Start Information provided
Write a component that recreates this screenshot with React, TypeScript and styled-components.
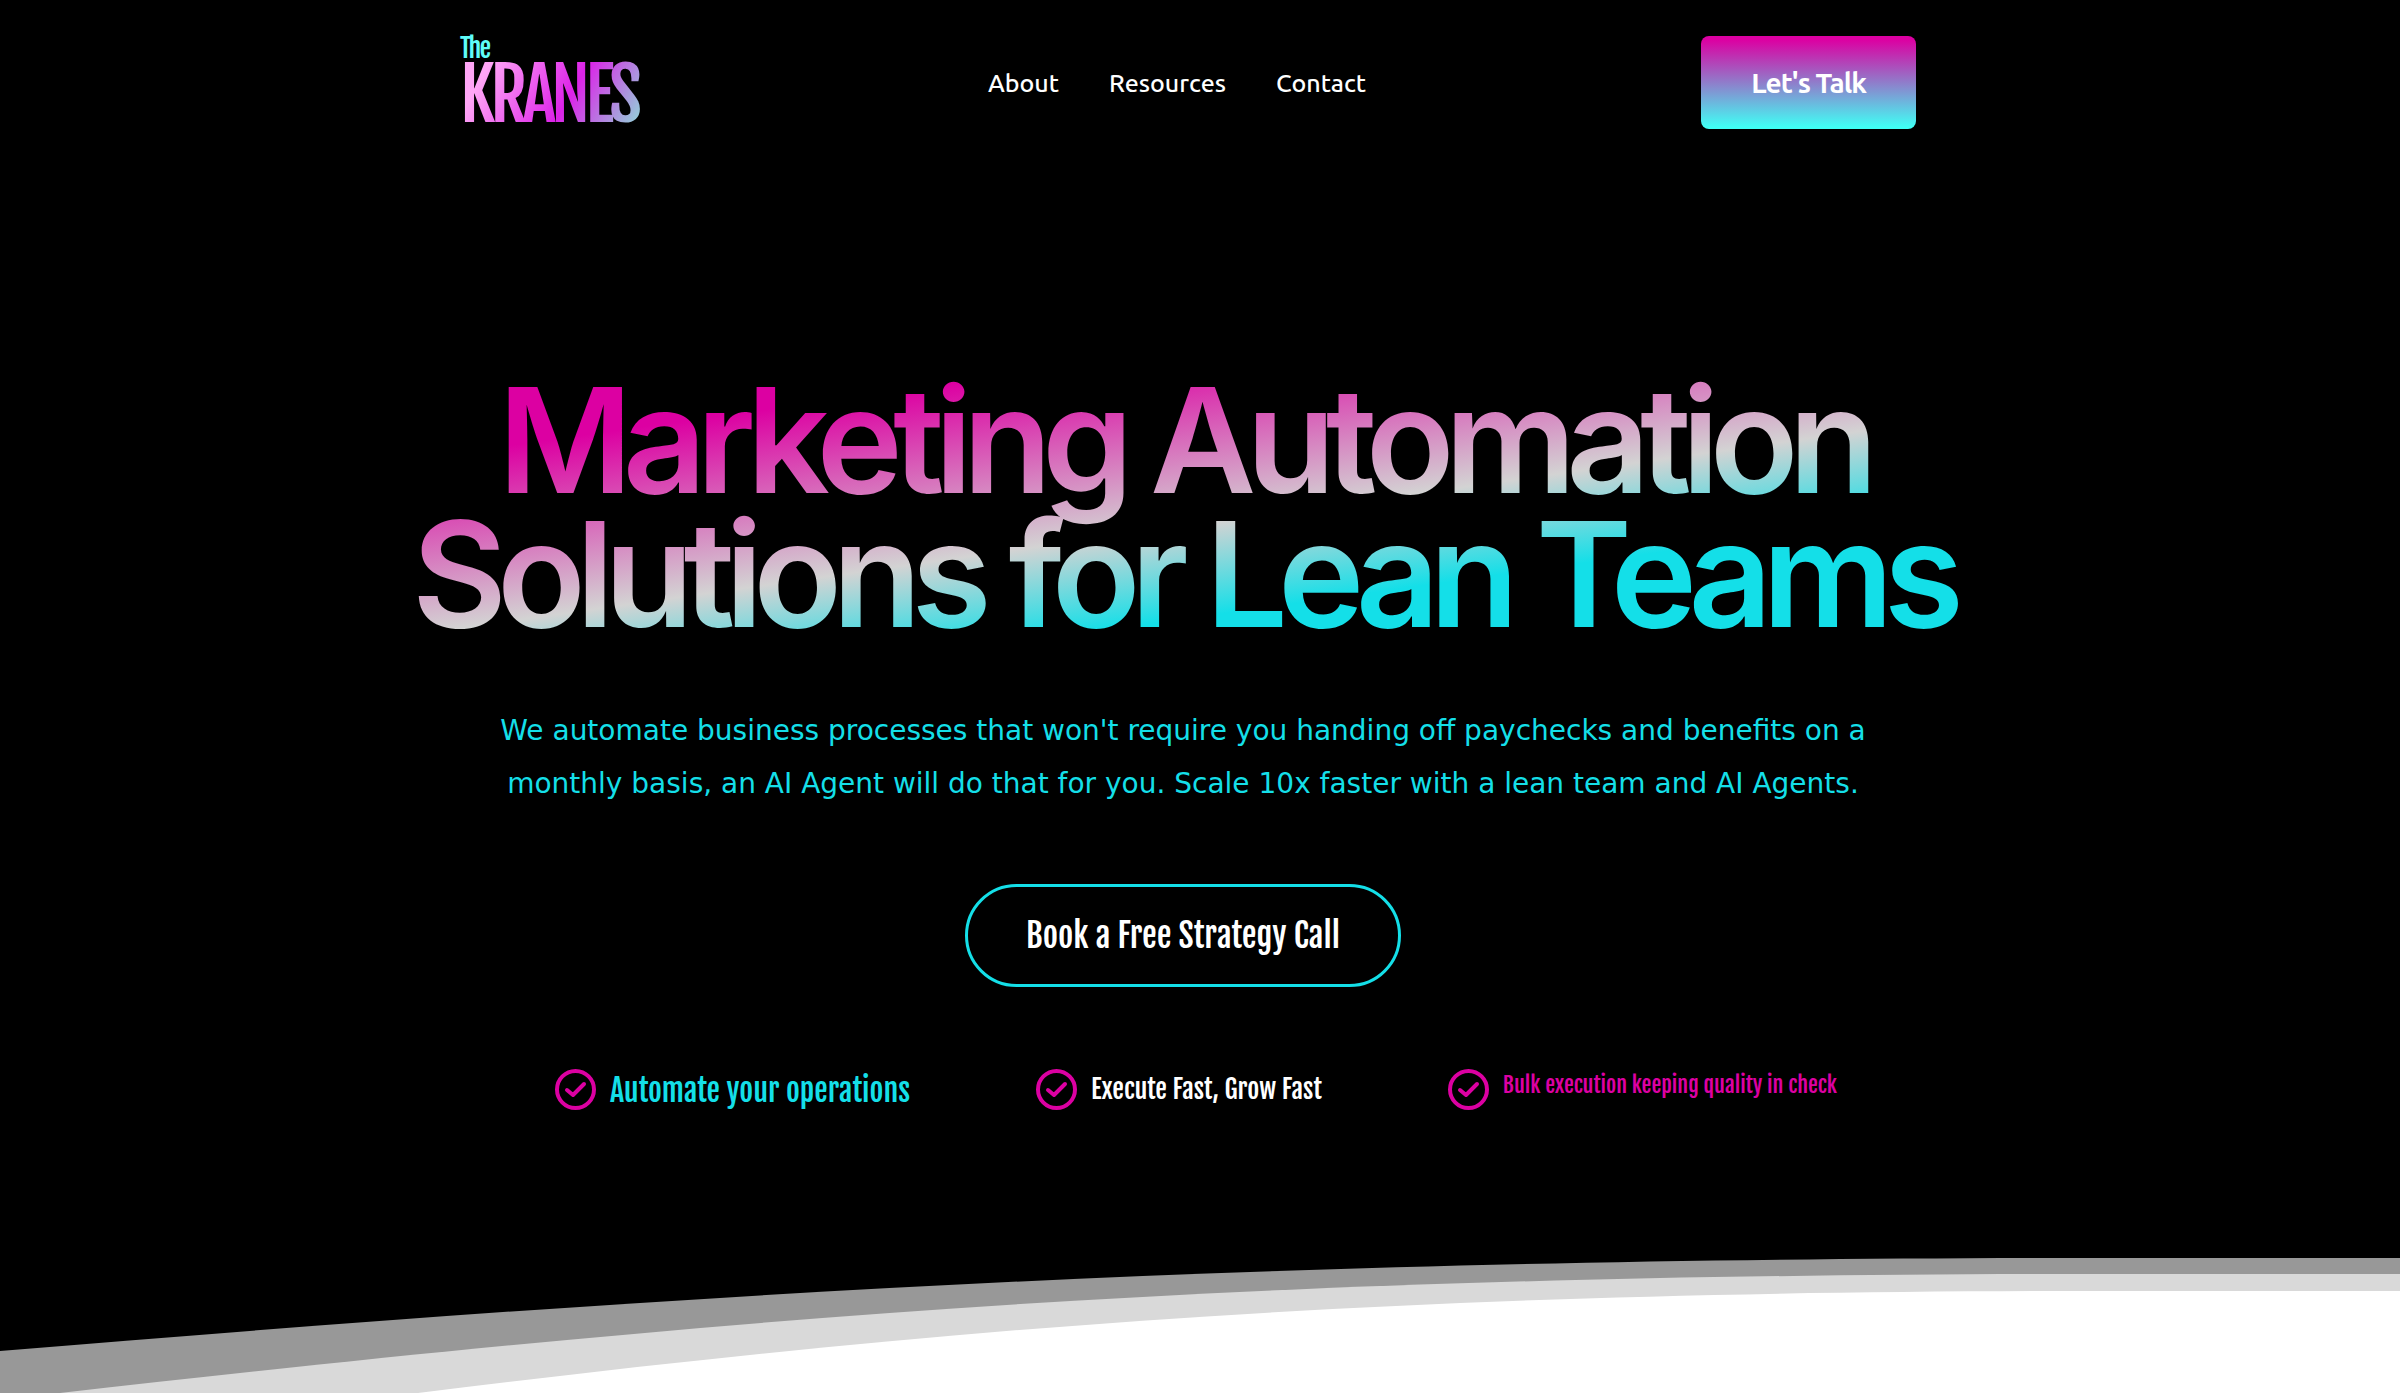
import React from 'react';
import styled, { createGlobalStyle } from 'styled-components';

const magenta = '#dc00a2';
const cyan = '#14dfe8';
const condensed = '"Fjalla One", "Roboto Condensed", "DejaVu Sans Condensed", sans-serif';
const humanist = 'Ubuntu, "Noto Sans", sans-serif';

const GlobalStyle = createGlobalStyle`
  *, *::before, *::after { box-sizing: border-box; }
  body { margin: 0; background: #fff; }
`;

const Page = styled.div`
  display: flex;
  flex-direction: column;
  min-height: 100vh;
  background: #000;
  color: #fff;
  overflow: hidden;
`;

const Content = styled.div`
  padding-right: 34px;
`;

const Header = styled.header`
  display: flex;
  align-items: center;
  justify-content: space-between;
  width: 100%;
  max-width: 1466px;
  margin: 0 auto;
  padding-top: 36px;
`;

const Logo = styled.a`
  display: flex;
  flex-direction: column;
  width: 203px;
  padding-left: 10px;
  font-family: ${condensed};
  text-decoration: none;
`;

const LogoSmall = styled.span`
  font-size: 26px;
  line-height: 25px;
  letter-spacing: -2px;
  color: #5ffcf8;
`;

const LogoBig = styled.span`
  align-self: flex-start;
  padding-right: 8px;
  font-size: 72px;
  line-height: 68px;
  letter-spacing: -5px;
  color: transparent;
  background: linear-gradient(120deg, #ffa6f6 14%, #dc22e8 58%, #8edcd8 98%);
  background-clip: text;
  -webkit-background-clip: text;
`;

const Nav = styled.nav`
  display: flex;
  gap: 50px;
`;

const NavLink = styled.a`
  font: 500 25px/32px ${humanist};
  color: #fff;
  text-decoration: none;
`;

const TalkButton = styled.button`
  width: 215px;
  height: 93px;
  border: 0;
  border-radius: 8px;
  background: linear-gradient(180deg, ${magenta} 4%, #40fff5 98%);
  font: 700 28px/32px ${humanist};
  letter-spacing: -1px;
  color: #fff;
  cursor: pointer;
`;

const Hero = styled.main`
  display: flex;
  flex-direction: column;
  align-items: center;
  padding-top: 244px;
  text-align: center;
`;

const Title = styled.h1`
  width: 100%;
  max-width: 1566px;
  margin: 0;
  font: 600 146px/134px Inter, sans-serif;
  letter-spacing: -10px;
  color: transparent;
  background: linear-gradient(172deg, ${magenta} 18%, #d3d3d3 54%, ${cyan} 73%);
  background-clip: text;
  -webkit-background-clip: text;
`;

const Lead = styled.p`
  max-width: 1400px;
  margin: 63px 0 0;
  font: 400 28px/53px Verdana, "DejaVu Sans", sans-serif;
  color: ${cyan};
`;

const CallButton = styled.button`
  margin-top: 74px;
  padding: 0 58px;
  height: 103px;
  border: 3px solid ${cyan};
  border-radius: 52px;
  background: transparent;
  font: 400 33px/50px ${condensed};
  color: #fff;
  cursor: pointer;
`;

const Benefits = styled.ul`
  display: flex;
  flex-wrap: wrap;
  justify-content: center;
  gap: 24px 126px;
  margin: 81px 0 0;
  padding: 0 0 0 26px;
  list-style: none;
`;

const Benefit = styled.li`
  display: flex;
  align-items: flex-start;
  gap: 14px;
`;

const CheckIcon = styled.svg`
  flex: none;
  width: 41px;
  height: 41px;
  margin-top: 1px;
`;

const BenefitText = styled.span<{ $size: number; $line: number; $color: string }>`
  font-family: ${condensed};
  font-size: ${(p) => p.$size}px;
  line-height: ${(p) => p.$line}px;
  color: ${(p) => p.$color};
`;

const Wave = styled.svg`
  display: block;
  width: 100%;
  height: 136px;
  margin-top: auto;
`;

const links = ['About', 'Resources', 'Contact'];

const benefits = [
  { text: 'Automate your operations', size: 30, line: 46, color: cyan },
  { text: 'Execute Fast, Grow Fast', size: 26, line: 42, color: '#fff' },
  { text: 'Bulk execution keeping quality in check', size: 22, line: 34, color: magenta },
];

export default function App() {
  return (
    <Page>
      <GlobalStyle />
      <Content>
        <Header>
          <Logo href="#" aria-label="The Kranes">
            <LogoSmall>The</LogoSmall>
            <LogoBig>KRANES</LogoBig>
          </Logo>
          <Nav>
            {links.map((label) => (
              <NavLink key={label} href="#">{label}</NavLink>
            ))}
          </Nav>
          <TalkButton type="button">Let's Talk</TalkButton>
        </Header>
        <Hero>
          <Title>Marketing Automation Solutions for Lean Teams</Title>
          <Lead>
            We automate business processes that won't require you handing off paychecks and
            benefits on a monthly basis, an AI Agent will do that for you. Scale 10x faster with a
            lean team and AI Agents.
          </Lead>
          <CallButton type="button">Book a Free Strategy Call</CallButton>
          <Benefits>
            {benefits.map((b) => (
              <Benefit key={b.text}>
                <CheckIcon viewBox="0 0 41 41" fill="none" stroke={magenta} aria-hidden="true">
                  <circle cx="20.5" cy="20.5" r="18.5" strokeWidth="4" />
                  <path d="M12 21l6 5 11-11" strokeWidth="4" strokeLinecap="round" strokeLinejoin="round" />
                </CheckIcon>
                <BenefitText $size={b.size} $line={b.line} $color={b.color}>{b.text}</BenefitText>
              </Benefit>
            ))}
          </Benefits>
        </Hero>
      </Content>
      <Wave viewBox="0 0 2400 136" preserveAspectRatio="none" aria-hidden="true">
        <path fill="#989898" d="M0 94C700 36 1250 1 2100 1H2400V136H0Z" />
        <path fill="#d9d9d9" d="M60 136C760 57 1250 17 2100 17H2400V136Z" />
        <path fill="#fff" d="M418 136C960 69 1400 34 2100 34H2400V136Z" />
      </Wave>
    </Page>
  );
}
End Information provided
Lines containing the word "that" must all be returned from the material above.

→ **Exercise result**:
Write a component that recreates this screenshot with React, TypeScript and styled-components.
            We automate business processes that won't require you handing off paychecks and
            benefits on a monthly basis, an AI Agent will do that for you. Scale 10x faster with a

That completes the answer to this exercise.